* _Short problem_:
Locate the lines where "that" occurs and copy them as they stand.

┌─ Rows

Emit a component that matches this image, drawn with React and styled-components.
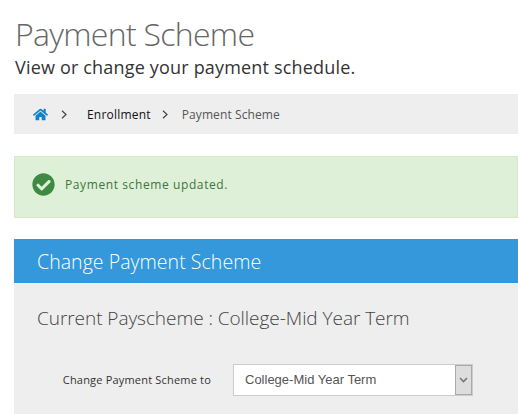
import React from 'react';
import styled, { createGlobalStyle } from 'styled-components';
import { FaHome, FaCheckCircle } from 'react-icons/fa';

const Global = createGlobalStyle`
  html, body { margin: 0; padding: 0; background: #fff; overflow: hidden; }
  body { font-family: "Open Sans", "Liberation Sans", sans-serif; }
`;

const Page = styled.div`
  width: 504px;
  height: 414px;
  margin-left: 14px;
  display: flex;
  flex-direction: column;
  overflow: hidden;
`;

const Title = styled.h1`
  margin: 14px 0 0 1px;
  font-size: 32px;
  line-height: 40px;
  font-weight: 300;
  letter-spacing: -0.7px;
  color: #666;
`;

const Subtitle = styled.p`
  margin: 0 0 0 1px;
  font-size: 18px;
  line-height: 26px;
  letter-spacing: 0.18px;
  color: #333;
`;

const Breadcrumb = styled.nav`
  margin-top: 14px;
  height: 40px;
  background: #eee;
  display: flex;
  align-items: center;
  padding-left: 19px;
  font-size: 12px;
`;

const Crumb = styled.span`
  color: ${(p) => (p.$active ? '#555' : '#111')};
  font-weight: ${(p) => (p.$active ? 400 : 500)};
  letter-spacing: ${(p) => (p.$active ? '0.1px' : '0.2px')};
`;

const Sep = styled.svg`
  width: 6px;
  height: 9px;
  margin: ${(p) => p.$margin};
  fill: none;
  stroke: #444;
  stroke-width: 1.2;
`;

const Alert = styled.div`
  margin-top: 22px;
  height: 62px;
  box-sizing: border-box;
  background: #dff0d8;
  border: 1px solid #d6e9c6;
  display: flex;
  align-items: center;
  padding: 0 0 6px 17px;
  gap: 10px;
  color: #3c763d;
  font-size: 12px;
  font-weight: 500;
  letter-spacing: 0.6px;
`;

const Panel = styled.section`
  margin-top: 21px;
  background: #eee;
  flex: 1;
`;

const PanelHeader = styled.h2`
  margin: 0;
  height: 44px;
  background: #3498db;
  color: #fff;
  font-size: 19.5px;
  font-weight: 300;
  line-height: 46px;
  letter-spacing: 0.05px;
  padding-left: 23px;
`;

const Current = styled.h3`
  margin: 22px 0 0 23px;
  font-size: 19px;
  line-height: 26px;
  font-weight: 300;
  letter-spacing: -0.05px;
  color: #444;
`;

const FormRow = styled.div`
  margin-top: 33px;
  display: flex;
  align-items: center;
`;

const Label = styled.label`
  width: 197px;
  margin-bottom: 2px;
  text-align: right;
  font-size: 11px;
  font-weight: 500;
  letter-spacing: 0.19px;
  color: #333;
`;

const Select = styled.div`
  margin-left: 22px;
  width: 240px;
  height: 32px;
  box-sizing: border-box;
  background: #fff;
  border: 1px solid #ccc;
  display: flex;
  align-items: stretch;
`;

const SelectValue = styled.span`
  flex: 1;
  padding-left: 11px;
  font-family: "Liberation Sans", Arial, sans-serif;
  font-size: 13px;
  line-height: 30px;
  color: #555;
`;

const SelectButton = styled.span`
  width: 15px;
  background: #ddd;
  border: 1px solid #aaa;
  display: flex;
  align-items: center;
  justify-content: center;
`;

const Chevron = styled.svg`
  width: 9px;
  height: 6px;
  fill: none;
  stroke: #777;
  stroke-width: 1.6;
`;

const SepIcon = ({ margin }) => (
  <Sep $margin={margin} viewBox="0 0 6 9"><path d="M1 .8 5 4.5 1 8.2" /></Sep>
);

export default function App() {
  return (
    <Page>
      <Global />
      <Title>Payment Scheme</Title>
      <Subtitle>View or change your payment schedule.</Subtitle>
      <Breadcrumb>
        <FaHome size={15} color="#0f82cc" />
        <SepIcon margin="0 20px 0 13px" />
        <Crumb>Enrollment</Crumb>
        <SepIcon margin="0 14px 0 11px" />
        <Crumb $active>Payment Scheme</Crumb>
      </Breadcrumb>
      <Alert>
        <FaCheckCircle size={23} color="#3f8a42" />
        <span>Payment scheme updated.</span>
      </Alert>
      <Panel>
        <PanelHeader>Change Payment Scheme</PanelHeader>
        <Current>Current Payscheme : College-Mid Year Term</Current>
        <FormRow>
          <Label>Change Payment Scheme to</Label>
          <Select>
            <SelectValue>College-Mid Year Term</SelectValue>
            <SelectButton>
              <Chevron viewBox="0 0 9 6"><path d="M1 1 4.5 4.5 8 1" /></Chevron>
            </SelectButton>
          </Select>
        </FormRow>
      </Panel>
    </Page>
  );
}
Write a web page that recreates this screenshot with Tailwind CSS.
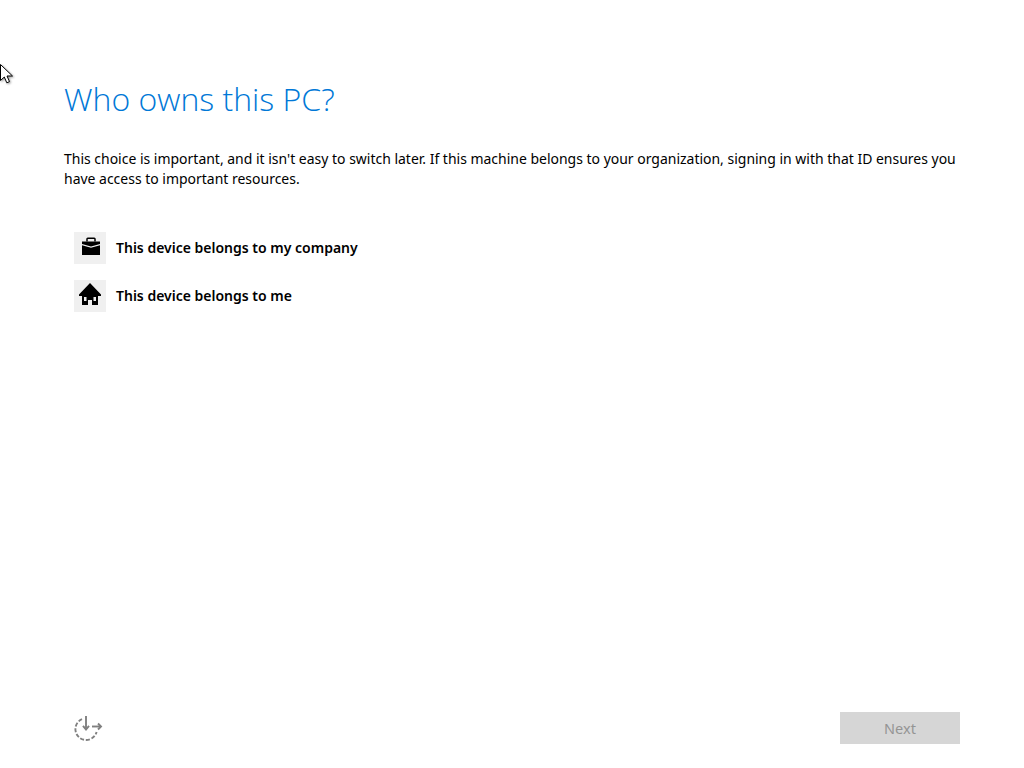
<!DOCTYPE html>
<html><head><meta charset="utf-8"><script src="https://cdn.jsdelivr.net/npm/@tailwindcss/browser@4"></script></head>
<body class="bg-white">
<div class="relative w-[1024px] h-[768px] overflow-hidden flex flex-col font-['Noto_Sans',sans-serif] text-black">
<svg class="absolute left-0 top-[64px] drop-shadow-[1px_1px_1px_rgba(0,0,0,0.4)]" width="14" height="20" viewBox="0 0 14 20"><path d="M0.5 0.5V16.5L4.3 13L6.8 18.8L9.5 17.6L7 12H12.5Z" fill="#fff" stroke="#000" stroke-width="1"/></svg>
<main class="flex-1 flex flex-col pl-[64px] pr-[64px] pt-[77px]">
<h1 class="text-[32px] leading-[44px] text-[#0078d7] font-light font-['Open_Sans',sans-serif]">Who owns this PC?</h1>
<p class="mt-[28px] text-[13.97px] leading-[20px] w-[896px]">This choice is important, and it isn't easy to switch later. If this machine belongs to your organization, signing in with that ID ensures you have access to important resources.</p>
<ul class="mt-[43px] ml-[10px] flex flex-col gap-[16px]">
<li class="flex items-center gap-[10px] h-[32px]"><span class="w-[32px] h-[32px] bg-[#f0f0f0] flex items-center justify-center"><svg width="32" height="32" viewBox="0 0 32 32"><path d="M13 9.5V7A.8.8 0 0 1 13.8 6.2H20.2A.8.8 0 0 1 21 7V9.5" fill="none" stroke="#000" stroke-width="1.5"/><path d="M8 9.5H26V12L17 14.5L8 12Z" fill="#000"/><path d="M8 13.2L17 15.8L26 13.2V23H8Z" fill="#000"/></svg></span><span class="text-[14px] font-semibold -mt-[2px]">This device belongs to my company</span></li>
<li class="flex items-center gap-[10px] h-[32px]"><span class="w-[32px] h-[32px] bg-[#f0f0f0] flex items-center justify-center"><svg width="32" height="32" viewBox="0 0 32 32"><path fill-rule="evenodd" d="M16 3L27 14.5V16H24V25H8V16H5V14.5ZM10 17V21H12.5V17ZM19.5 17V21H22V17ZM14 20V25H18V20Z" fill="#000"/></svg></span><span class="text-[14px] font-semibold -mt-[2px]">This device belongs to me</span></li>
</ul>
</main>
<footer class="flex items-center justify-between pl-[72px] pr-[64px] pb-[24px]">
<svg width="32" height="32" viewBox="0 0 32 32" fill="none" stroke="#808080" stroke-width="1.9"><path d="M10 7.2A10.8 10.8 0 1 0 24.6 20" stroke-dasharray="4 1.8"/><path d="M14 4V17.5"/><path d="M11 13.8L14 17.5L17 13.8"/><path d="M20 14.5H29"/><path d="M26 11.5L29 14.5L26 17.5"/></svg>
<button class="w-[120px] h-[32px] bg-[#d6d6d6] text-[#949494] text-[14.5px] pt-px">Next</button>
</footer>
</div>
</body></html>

└─

* _Task solution_:
Emit a component that matches this image, drawn with React and styled-components.
Write a web page that recreates this screenshot with Tailwind CSS.
<p class="mt-[28px] text-[13.97px] leading-[20px] w-[896px]">This choice is important, and it isn't easy to switch later. If this machine belongs to your organization, signing in with that ID ensures you have access to important resources.</p>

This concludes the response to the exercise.